* Goal
Which lines below hold the word "styles"? Copy all of them.

[Begin Records supplied]

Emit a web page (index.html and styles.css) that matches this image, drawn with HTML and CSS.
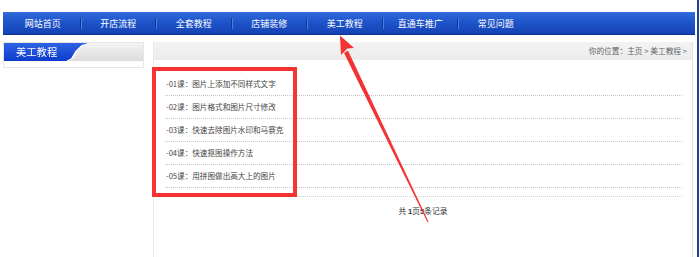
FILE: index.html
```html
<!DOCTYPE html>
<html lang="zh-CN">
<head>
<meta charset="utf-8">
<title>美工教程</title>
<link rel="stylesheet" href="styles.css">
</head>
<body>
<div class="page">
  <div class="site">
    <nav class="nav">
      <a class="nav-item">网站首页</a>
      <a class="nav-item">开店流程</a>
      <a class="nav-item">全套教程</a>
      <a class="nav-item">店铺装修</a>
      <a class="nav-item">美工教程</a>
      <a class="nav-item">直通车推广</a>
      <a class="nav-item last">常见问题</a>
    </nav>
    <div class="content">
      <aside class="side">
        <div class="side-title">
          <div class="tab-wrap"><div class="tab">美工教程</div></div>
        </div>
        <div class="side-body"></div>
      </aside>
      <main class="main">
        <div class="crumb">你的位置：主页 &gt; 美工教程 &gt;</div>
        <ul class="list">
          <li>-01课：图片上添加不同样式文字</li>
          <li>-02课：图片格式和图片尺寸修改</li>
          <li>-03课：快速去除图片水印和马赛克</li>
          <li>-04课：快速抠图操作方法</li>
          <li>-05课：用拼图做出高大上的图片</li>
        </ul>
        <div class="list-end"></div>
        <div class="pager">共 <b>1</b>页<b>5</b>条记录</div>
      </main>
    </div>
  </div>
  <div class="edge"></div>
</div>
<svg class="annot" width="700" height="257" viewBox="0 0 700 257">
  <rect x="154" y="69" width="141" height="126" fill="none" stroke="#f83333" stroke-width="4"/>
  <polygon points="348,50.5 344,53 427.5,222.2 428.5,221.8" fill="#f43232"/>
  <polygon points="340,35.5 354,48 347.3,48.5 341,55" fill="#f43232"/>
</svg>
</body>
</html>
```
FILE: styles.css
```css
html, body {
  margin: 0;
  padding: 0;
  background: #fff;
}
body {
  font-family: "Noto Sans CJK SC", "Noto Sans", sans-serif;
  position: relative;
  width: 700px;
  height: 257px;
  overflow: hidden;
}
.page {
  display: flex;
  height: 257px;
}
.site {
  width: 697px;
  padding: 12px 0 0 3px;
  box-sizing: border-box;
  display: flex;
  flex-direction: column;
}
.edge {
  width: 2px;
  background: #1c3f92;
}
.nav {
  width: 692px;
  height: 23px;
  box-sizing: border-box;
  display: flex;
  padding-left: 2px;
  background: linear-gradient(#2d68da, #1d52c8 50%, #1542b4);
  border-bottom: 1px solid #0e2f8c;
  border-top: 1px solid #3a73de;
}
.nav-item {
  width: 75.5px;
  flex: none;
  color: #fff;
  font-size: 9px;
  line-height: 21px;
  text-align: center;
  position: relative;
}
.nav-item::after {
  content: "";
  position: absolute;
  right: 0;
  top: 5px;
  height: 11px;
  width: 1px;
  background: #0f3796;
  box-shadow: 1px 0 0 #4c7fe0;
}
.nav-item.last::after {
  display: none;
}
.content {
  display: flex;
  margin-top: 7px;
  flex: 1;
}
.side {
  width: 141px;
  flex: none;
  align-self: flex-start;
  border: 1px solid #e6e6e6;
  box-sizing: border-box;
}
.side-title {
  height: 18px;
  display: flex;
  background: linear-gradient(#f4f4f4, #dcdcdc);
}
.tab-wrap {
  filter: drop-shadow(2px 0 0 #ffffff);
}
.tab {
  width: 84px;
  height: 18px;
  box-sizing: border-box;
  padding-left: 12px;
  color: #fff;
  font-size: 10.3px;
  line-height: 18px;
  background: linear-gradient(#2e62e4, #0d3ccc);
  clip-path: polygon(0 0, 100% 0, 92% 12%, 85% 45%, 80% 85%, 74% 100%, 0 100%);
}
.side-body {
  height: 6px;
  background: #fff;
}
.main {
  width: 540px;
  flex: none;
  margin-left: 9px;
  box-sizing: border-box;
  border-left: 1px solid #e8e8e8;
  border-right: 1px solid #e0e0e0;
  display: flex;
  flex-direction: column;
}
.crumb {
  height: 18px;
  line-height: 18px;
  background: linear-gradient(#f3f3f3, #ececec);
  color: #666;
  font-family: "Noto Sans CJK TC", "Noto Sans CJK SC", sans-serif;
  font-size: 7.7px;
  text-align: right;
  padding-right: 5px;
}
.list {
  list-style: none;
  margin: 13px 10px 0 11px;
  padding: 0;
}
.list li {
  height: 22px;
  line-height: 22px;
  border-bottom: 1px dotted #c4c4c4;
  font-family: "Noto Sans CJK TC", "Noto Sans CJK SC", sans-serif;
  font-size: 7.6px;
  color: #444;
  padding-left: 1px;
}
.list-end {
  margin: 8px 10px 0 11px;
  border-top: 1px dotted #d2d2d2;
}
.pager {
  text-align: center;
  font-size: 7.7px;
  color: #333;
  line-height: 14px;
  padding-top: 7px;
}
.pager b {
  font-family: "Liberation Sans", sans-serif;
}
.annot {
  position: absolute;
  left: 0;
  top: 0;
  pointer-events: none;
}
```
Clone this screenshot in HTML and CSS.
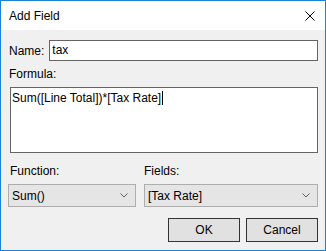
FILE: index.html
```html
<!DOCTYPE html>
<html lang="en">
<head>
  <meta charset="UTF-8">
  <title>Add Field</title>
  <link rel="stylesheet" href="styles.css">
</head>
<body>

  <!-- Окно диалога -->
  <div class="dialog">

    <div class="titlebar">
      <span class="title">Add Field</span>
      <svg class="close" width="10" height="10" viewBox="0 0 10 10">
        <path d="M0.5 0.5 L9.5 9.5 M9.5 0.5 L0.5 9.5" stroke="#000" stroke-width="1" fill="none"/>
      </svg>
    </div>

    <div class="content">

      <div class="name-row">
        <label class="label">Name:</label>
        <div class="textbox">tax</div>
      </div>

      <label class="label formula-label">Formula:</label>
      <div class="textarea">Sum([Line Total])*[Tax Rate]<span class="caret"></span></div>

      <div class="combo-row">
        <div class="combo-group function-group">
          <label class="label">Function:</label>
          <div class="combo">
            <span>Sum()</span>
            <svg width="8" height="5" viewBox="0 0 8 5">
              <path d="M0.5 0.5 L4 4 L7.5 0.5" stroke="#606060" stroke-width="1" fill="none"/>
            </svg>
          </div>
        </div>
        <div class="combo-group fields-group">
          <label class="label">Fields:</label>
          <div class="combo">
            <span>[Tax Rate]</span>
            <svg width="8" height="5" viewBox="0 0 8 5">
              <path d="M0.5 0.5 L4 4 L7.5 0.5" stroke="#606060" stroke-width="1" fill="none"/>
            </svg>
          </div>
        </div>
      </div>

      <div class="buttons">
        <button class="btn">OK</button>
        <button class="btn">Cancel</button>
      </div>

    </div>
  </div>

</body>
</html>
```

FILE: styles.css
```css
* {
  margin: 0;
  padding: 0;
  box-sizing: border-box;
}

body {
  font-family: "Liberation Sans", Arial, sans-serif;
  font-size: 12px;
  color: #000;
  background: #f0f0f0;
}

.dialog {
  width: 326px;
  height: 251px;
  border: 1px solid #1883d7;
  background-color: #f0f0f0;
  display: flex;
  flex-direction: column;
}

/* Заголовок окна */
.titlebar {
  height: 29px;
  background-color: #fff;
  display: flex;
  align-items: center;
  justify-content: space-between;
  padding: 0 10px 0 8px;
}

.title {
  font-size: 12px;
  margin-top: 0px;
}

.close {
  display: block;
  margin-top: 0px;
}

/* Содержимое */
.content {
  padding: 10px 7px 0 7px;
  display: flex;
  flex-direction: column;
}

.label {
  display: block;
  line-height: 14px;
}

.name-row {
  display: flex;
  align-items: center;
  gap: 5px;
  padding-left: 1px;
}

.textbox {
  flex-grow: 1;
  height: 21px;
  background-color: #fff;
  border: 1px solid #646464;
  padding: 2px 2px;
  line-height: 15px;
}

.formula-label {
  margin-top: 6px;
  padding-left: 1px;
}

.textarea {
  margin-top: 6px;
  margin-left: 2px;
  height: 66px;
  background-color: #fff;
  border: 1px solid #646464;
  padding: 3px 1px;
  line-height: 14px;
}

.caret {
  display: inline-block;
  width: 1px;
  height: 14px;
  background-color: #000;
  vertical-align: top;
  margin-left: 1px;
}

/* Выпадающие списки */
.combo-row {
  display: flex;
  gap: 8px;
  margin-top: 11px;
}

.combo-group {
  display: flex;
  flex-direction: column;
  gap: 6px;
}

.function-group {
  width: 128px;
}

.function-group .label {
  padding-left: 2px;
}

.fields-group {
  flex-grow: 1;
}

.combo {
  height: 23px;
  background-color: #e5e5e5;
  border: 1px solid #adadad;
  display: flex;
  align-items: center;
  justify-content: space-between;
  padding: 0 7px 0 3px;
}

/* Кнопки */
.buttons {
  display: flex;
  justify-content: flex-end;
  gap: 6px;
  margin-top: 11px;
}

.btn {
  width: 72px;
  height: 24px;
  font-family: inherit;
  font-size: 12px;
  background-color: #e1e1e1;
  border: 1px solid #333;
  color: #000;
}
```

[End Records supplied]

* The reply
Emit a web page (index.html and styles.css) that matches this image, drawn with HTML and CSS.
<link rel="stylesheet" href="styles.css">
FILE: styles.css
  <link rel="stylesheet" href="styles.css">
FILE: styles.css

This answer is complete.